The balance of the residuary estate is shared among the intestate’s issue not issue of any of the partners and if more than one equally per stirpes.
(Section 70ZB)
13. The partners can enter into written agreement for the distribution of the partners share (Section 70ZC)
14. If an intestate has more than one partner, a partner may apply for a distribution order. If the personal representative has given notice under Section 70E(1) [see below] such an application must be made within three months of the date of the notice unless the Court orders otherwise.
The Court may order the distribution of the intestate’s residual estate in any way that the Court considers is just and equitable including the imposition of appropriate conditions and can order that the whole of the residual estate be allocated to one partner. (Section 70ZD)
15. Section 70E provides the personal representative with a process to progress the administration:
Subject to the requirements to distribute one half of the residuary estate among the intestate’s children who are not children of one of the partners, the personal representative must distribute the residuary estate equally among the partners if either in his or her discretion or at the request of a partner notice is given to the partners that after three months this will be done unless the personal representative has received:
- A written distribution agreement executed by all the partners or
- Notice of an application to the Court for a distribution order or
- An application for a distribution order has been made to the Court and has been dismissed or withdrawn.
16. Distribution of an intestate estate where the intestate does not leave a partner is as follows:
- No partner – to issue per stirpes.
- No partner or issue – to parents equally or to surviving parent.
- No partner or issue or parent – to siblings with siblings surviving children to take the parent’s share equally.
- No partner or issue or parent or sibling or niece or nephew – to grandparents equally or surviving grandparent(s)
- No partner or issue or parent or sibling or niece or nephew or grandparent – to aunts and uncles with cousins taking deceased parents share.
- No partner or issue or parent or sibling or niece or nephew or grandparent or aunt or uncle or cousin – then to the Crown.
Problems ahead:
Division of chattels among partners – note the definition of personal chattels in the Principal Act.

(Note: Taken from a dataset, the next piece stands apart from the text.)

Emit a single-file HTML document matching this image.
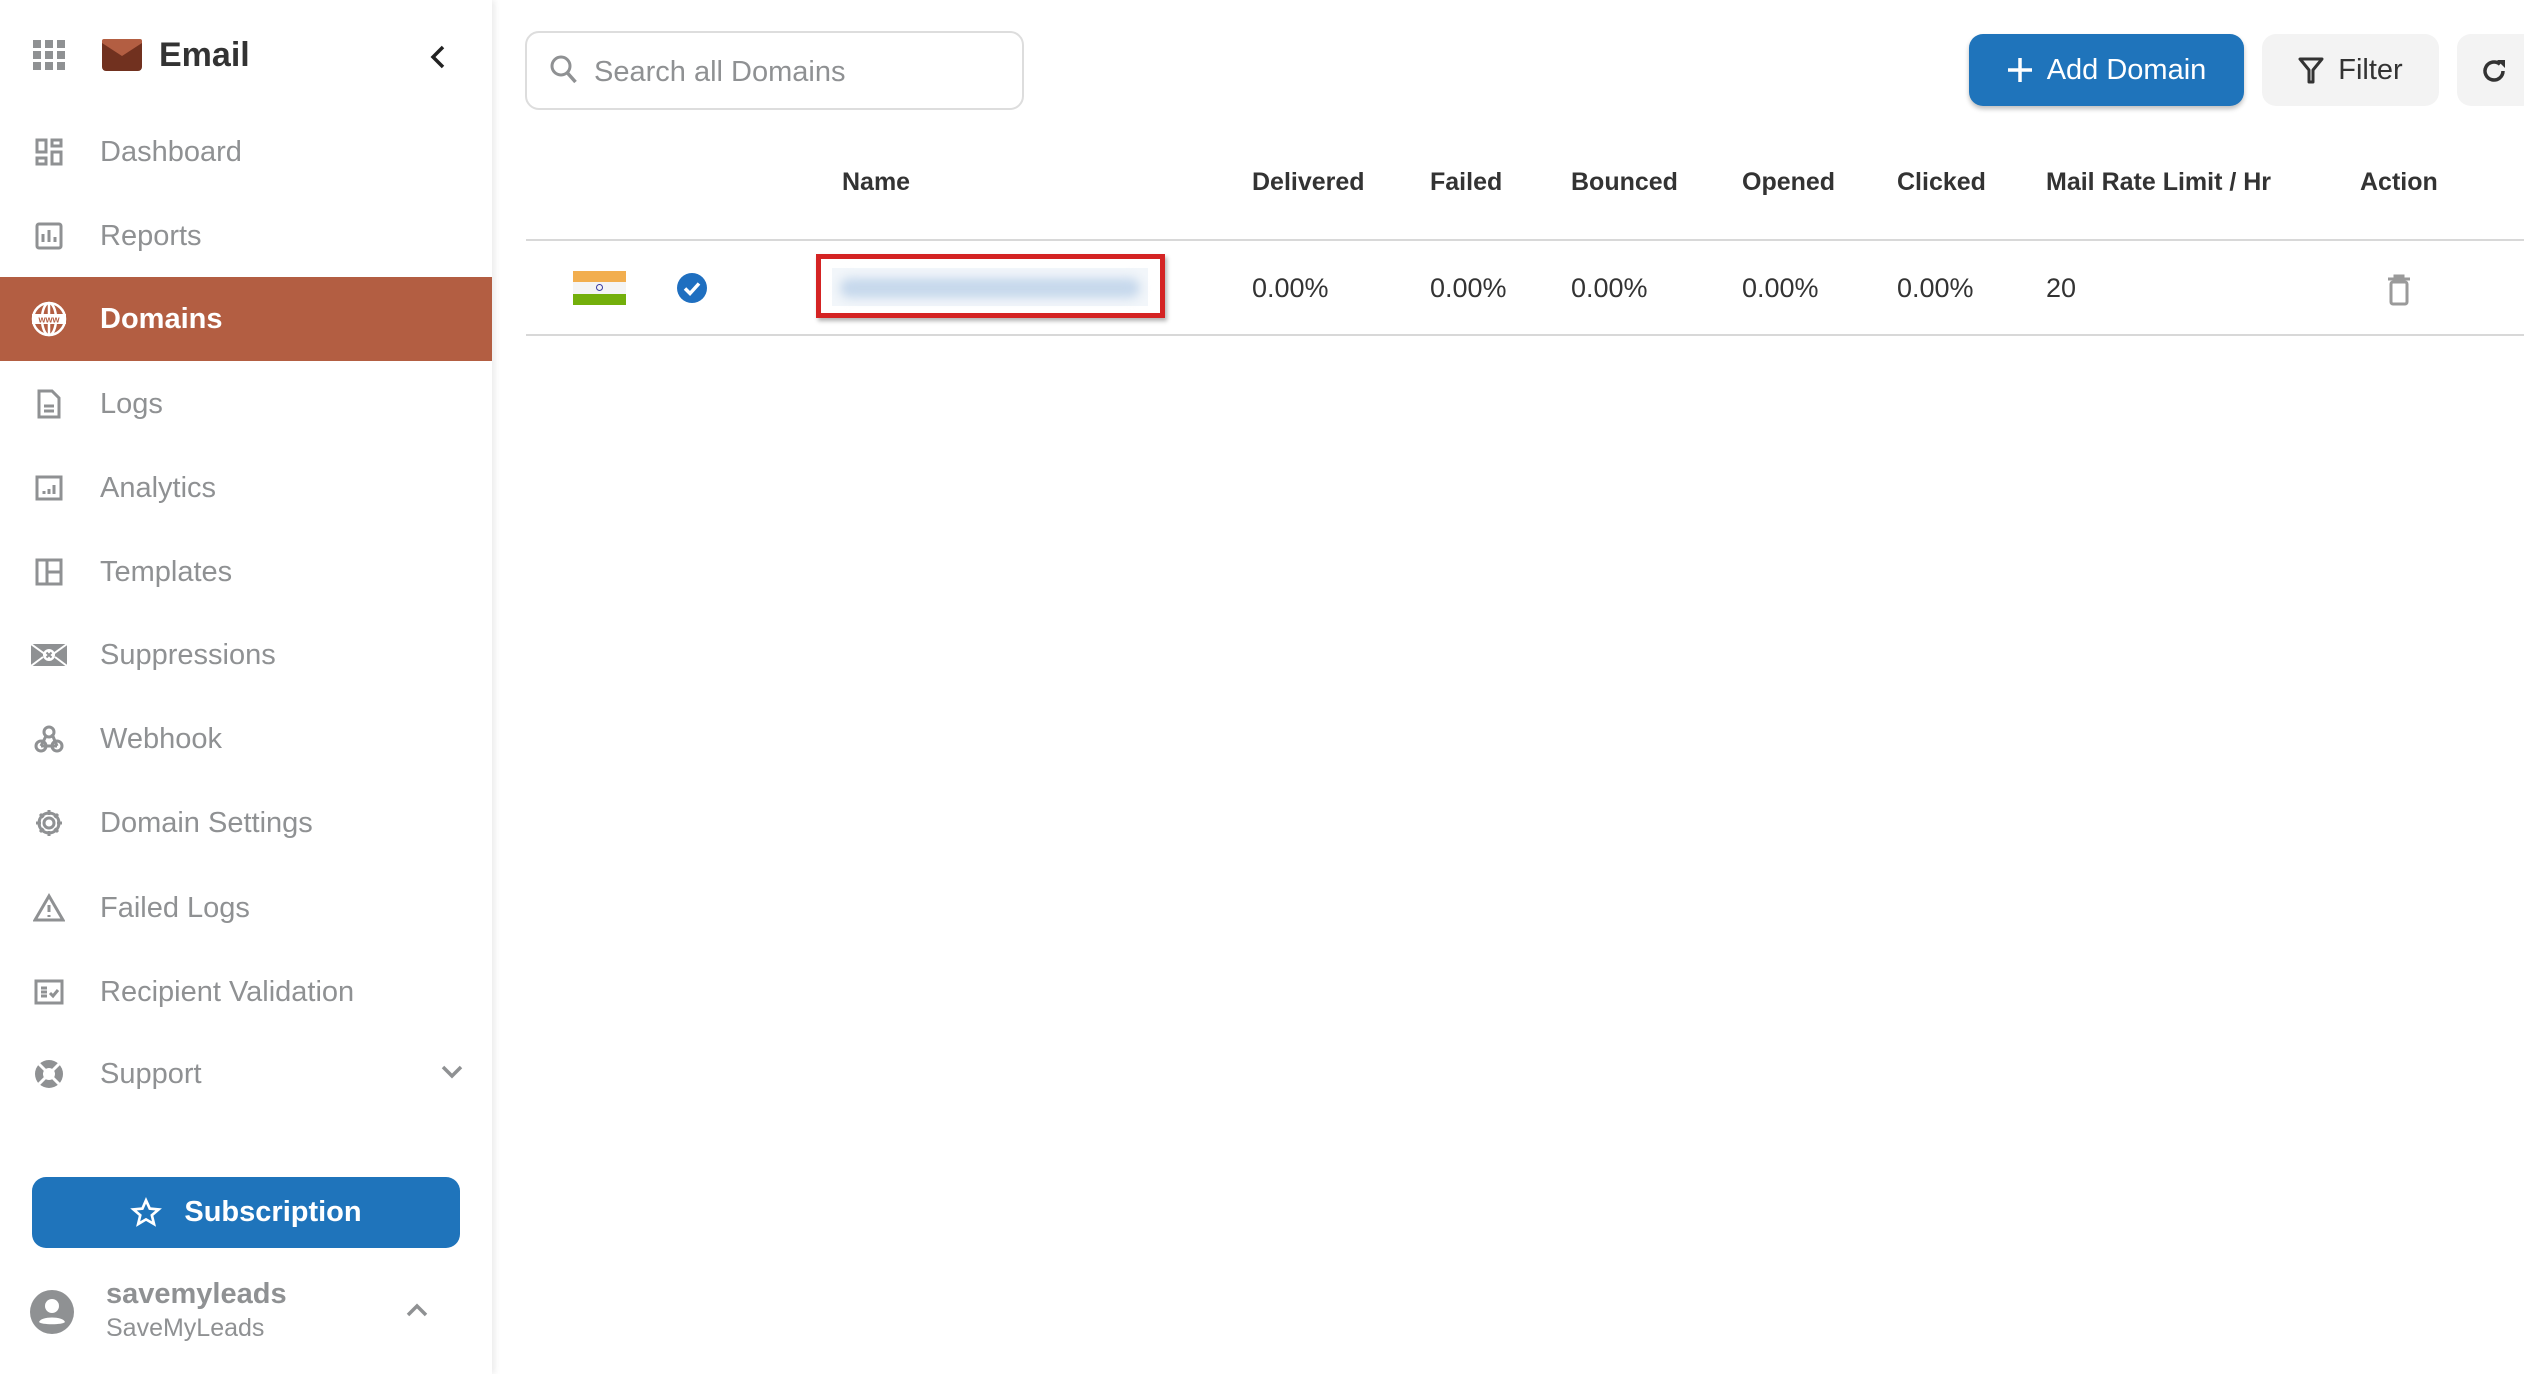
<!DOCTYPE html>
<html><head><meta charset="utf-8"><style>
*{margin:0;padding:0;box-sizing:border-box}
body{width:2524px;height:1374px;background:#fff;font-family:"Liberation Sans",sans-serif;position:relative;overflow:hidden}
.abs{position:absolute}
.side{position:absolute;left:0;top:0;width:492px;height:1374px;background:#fff;box-shadow:3px 0 6px rgba(0,0,0,.08)}
.item{position:absolute;left:0;width:492px;height:84px;display:flex;align-items:center;color:#8f9193;font-size:29px}
.item .ic{position:absolute;left:33px;top:26px;width:32px;height:32px}
.item span{position:absolute;left:100px}
.act{background:#b35e42;color:#fff;font-weight:bold}
.th{position:absolute;top:168px;font-size:25px;font-weight:bold;color:#333}
.td{position:absolute;top:273px;font-size:27px;color:#333}
</style></head><body>
<div class="side">
 <svg class="abs" style="left:33px;top:40px" width="32" height="30" viewBox="0 0 32 30" fill="#8f9193">
  <rect x="0" y="0" width="8" height="8"/><rect x="12" y="0" width="8" height="8"/><rect x="24" y="0" width="8" height="8"/>
  <rect x="0" y="11" width="8" height="8"/><rect x="12" y="11" width="8" height="8"/><rect x="24" y="11" width="8" height="8"/>
  <rect x="0" y="22" width="8" height="8"/><rect x="12" y="22" width="8" height="8"/><rect x="24" y="22" width="8" height="8"/></svg>
 <svg class="abs" style="left:102px;top:39px" width="40" height="32" viewBox="0 0 40 32"><rect width="40" height="32" rx="4" fill="#71311f"/><path d="M2 0h36a2 2 0 0 1 2 2v2L20 17 0 4V2a2 2 0 0 1 2-2z" fill="#b35e42"/></svg>
 <div class="abs" style="left:159px;top:36px;font-size:34px;font-weight:bold;color:#333">Email</div>
 <svg class="abs" style="left:428px;top:44px" width="20" height="26" viewBox="0 0 20 26"><path d="M15 3L5 13l10 10" stroke="#222" stroke-width="3.5" fill="none"/></svg>

 <div class="item" style="top:110px"><svg class="ic" viewBox="0 0 32 32" fill="none" stroke="#8f9193" stroke-width="3"><rect x="4" y="4" width="9" height="12"/><rect x="19" y="4" width="9" height="6"/><rect x="4" y="22" width="9" height="6"/><rect x="19" y="16" width="9" height="12"/></svg><span>Dashboard</span></div>
 <div class="item" style="top:194px"><svg class="ic" viewBox="0 0 32 32" fill="none" stroke="#8f9193" stroke-width="3"><rect x="4" y="4" width="24" height="24" rx="2"/><path d="M10 22v-8M16 22v-12M22 22v-5"/></svg><span>Reports</span></div>
 <div class="item act" style="top:277px"><svg class="ic" style="left:31px;top:24px;width:36px;height:36px" viewBox="0 0 36 36" fill="none" stroke="#fff" stroke-width="2.5"><circle cx="18" cy="18" r="16"/><ellipse cx="18" cy="18" rx="7" ry="16"/><path d="M18 2v32"/><rect x="1" y="13" width="34" height="10" fill="#fff" stroke="none"/><text x="18" y="21.5" font-size="9" font-weight="bold" fill="#b35e42" stroke="none" text-anchor="middle" font-family="Liberation Sans">www</text></svg><span>Domains</span></div>
 <div class="item" style="top:362px"><svg class="ic" viewBox="0 0 32 32" fill="none" stroke="#8f9193" stroke-width="3"><path d="M6 3h13l7 7v19H6z"/><path d="M11 18h10M11 23h10"/></svg><span>Logs</span></div>
 <div class="item" style="top:446px"><svg class="ic" viewBox="0 0 32 32" fill="none" stroke="#8f9193" stroke-width="3"><rect x="4" y="5" width="24" height="22"/><path d="M11 22v-3M16 22v-5M21 22v-9"/></svg><span>Analytics</span></div>
 <div class="item" style="top:530px"><svg class="ic" viewBox="0 0 32 32" fill="none" stroke="#8f9193" stroke-width="3"><rect x="4" y="4" width="24" height="24"/><path d="M14 4v24M14 16h14"/></svg><span>Templates</span></div>
 <div class="item" style="top:613px"><svg class="ic" style="left:31px;width:36px" viewBox="0 0 36 32"><rect x="0" y="5" width="36" height="22" fill="#8f9193"/><path d="M0 5l18 13L36 5M0 27l12-9M36 27l-12-9" stroke="#fff" stroke-width="2" fill="none"/><circle cx="18" cy="16" r="6" fill="#fff"/><path d="M15.5 13.5l5 5M20.5 13.5l-5 5" stroke="#8f9193" stroke-width="2"/></svg><span>Suppressions</span></div>
 <div class="item" style="top:697px"><svg class="ic" viewBox="0 0 32 32" fill="none" stroke="#8f9193" stroke-width="3"><circle cx="16" cy="9" r="5"/><circle cx="8" cy="23" r="5"/><circle cx="24" cy="23" r="5"/><path d="M13 13l-5 10M8 23h16M19 11l5 12"/></svg><span>Webhook</span></div>
 <div class="item" style="top:781px"><svg class="ic" viewBox="0 0 32 32" fill="none" stroke="#8f9193" stroke-width="3"><circle cx="16" cy="16" r="5"/><path d="M16 3v5M16 24v5M3 16h5M24 16h5M7 7l3.5 3.5M21.5 21.5L25 25M7 25l3.5-3.5M21.5 10.5L25 7"/><circle cx="16" cy="16" r="10"/></svg><span>Domain Settings</span></div>
 <div class="item" style="top:866px"><svg class="ic" viewBox="0 0 32 32" fill="none" stroke="#8f9193" stroke-width="3"><path d="M16 4L2 28h28z"/><path d="M16 13v7M16 23v2"/></svg><span>Failed Logs</span></div>
 <div class="item" style="top:950px"><svg class="ic" viewBox="0 0 32 32" fill="none" stroke="#8f9193" stroke-width="3"><rect x="3" y="5" width="26" height="22"/><path d="M8 12h6M8 16h6M8 20h6M17 17l3 3 5-6"/></svg><span>Recipient Validation</span></div>
 <div class="item" style="top:1032px"><svg class="ic" viewBox="0 0 32 32"><circle cx="16" cy="16" r="14" fill="#8f9193"/><circle cx="16" cy="16" r="6" fill="#fff"/><path d="M6 6l6 6M26 6l-6 6M6 26l6-6M26 26l-6-6" stroke="#fff" stroke-width="3"/></svg><span>Support</span>
  <svg class="abs" style="left:440px;top:32px" width="24" height="16" viewBox="0 0 24 16"><path d="M3 3l9 9 9-9" stroke="#8f9193" stroke-width="3.5" fill="none"/></svg></div>

 <div class="abs" style="left:32px;top:1177px;width:428px;height:71px;background:#1f74bb;border-radius:14px;color:#fff;font-size:29px;font-weight:bold;display:flex;align-items:center;justify-content:center">
  <svg width="32" height="32" viewBox="0 0 24 24" style="margin-right:22px"><path d="M12 2.5l2.8 6.2 6.7.6-5.1 4.4 1.6 6.6L12 16.8l-5.9 3.5 1.6-6.6-5.1-4.4 6.7-.6z" fill="none" stroke="#fff" stroke-width="2"/></svg>Subscription</div>
 <svg class="abs" style="left:30px;top:1290px" width="44" height="44" viewBox="0 0 44 44"><circle cx="22" cy="22" r="22" fill="#8f9193"/><circle cx="22" cy="16" r="7" fill="#fff"/><path d="M9 32c2-6 24-6 26 0c-2 3-24 3-26 0z" fill="#fff"/></svg>
 <div class="abs" style="left:106px;top:1278px;font-size:29px;font-weight:bold;color:#8f9193">savemyleads</div>
 <div class="abs" style="left:106px;top:1314px;font-size:25px;color:#8f9193">SaveMyLeads</div>
 <svg class="abs" style="left:405px;top:1302px" width="24" height="16" viewBox="0 0 24 16"><path d="M3 13l9-9 9 9" stroke="#8f9193" stroke-width="3.5" fill="none"/></svg>
</div>

<div class="abs" style="left:525px;top:31px;width:499px;height:79px;border:2px solid #ddd;border-radius:14px"></div>
<svg class="abs" style="left:549px;top:54px" width="30" height="32" viewBox="0 0 30 32"><circle cx="12" cy="12" r="9" stroke="#8f9193" stroke-width="3" fill="none"/><path d="M18.5 19l8 9" stroke="#8f9193" stroke-width="3.5"/></svg>
<div class="abs" style="left:594px;top:56px;font-size:29px;color:#8f9193">Search all Domains</div>

<div class="abs" style="left:1969px;top:34px;width:275px;height:72px;background:#1f74bb;border-radius:14px;box-shadow:0 3px 5px rgba(0,0,0,.25);color:#fff;font-size:29px;display:flex;align-items:center;justify-content:center">
 <svg width="26" height="26" viewBox="0 0 26 26" style="margin-right:14px"><path d="M13 1v24M1 13h24" stroke="#fff" stroke-width="3.5"/></svg>Add Domain</div>
<div class="abs" style="left:2262px;top:34px;width:177px;height:72px;background:#f3f3f3;border-radius:14px;color:#333;font-size:29px;display:flex;align-items:center;justify-content:center">
 <svg width="26" height="28" viewBox="0 0 26 28" style="margin-right:14px"><path d="M2 3h22L15 14v12h-4V14z" fill="none" stroke="#333" stroke-width="3" stroke-linejoin="round"/></svg>Filter</div>
<div class="abs" style="left:2457px;top:34px;width:80px;height:72px;background:#f3f3f3;border-radius:14px"></div>
<svg class="abs" style="left:2480px;top:57px" width="28" height="28" viewBox="0 0 28 28"><path d="M23 14a9 9 0 1 1-3-6.7" stroke="#333" stroke-width="3.5" fill="none"/><path d="M17 3h8v8z" fill="#333"/></svg>

<div class="th" style="left:842px">Name</div>
<div class="th" style="left:1252px">Delivered</div>
<div class="th" style="left:1430px">Failed</div>
<div class="th" style="left:1571px">Bounced</div>
<div class="th" style="left:1742px">Opened</div>
<div class="th" style="left:1897px">Clicked</div>
<div class="th" style="left:2046px">Mail Rate Limit / Hr</div>
<div class="th" style="left:2360px">Action</div>
<div class="abs" style="left:526px;top:239px;width:1998px;height:2px;background:#d8d8d8"></div>
<div class="abs" style="left:526px;top:334px;width:1998px;height:2px;background:#d8d8d8"></div>

<div class="abs" style="left:573px;top:271px;width:53px;height:34px">
 <div style="height:11px;background:#f2ae4e"></div><div style="height:12px;background:#f4f4f4;position:relative"><div style="position:absolute;left:23px;top:2px;width:7px;height:7px;border:1.5px solid #3a3aa0;border-radius:50%"></div></div><div style="height:11px;background:#73af0b"></div></div>
<svg class="abs" style="left:676px;top:272px" width="32" height="32" viewBox="0 0 32 32"><circle cx="16" cy="16" r="15" fill="#1f6fc0"/><path d="M9 16.5l5 5 9-10" stroke="#fff" stroke-width="3.5" fill="none"/></svg>
<div class="abs" style="left:816px;top:254px;width:349px;height:64px;border:5px solid #d42323;box-shadow:2px 3px 4px rgba(0,0,0,.3)"></div>
<div class="abs" style="left:832px;top:268px;width:316px;height:38px;background:#f2f6fa"></div>
<div class="abs" style="left:840px;top:278px;width:300px;height:20px;background:#c6d8ec;filter:blur(5px);border-radius:10px"></div>

<div class="td" style="left:1252px">0.00%</div>
<div class="td" style="left:1430px">0.00%</div>
<div class="td" style="left:1571px">0.00%</div>
<div class="td" style="left:1742px">0.00%</div>
<div class="td" style="left:1897px">0.00%</div>
<div class="td" style="left:2046px">20</div>
<svg class="abs" style="left:2386px;top:274px" width="26" height="32" viewBox="0 0 26 32"><path d="M2 5h22M9 5V2h8v3" stroke="#9a9a9a" stroke-width="3" fill="none"/><rect x="5" y="8" width="16" height="22" rx="2" stroke="#9a9a9a" stroke-width="3" fill="none"/></svg>
</body></html>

It includes motor vehicles, paintings, furniture, wine.
How will multiple partners reach agreement as to distribution of the estate?
How will the Court decide applications for Acquisition Authorisation Orders and Distribution Orders?
There is no legislative guidance as to what is to be taken into account as there is with Part IV applications.
Part IV applications by children excluded from a parent’s intestate estate if estranged from the surviving parent. Will this be a consideration?
Family money may well move into inter vivos trusts and other structures to quarantine it away from succession legislation affecting intestacy.
How will families deal with provision made for children with disabilities? The role of Special Disability Trusts may well be relevant.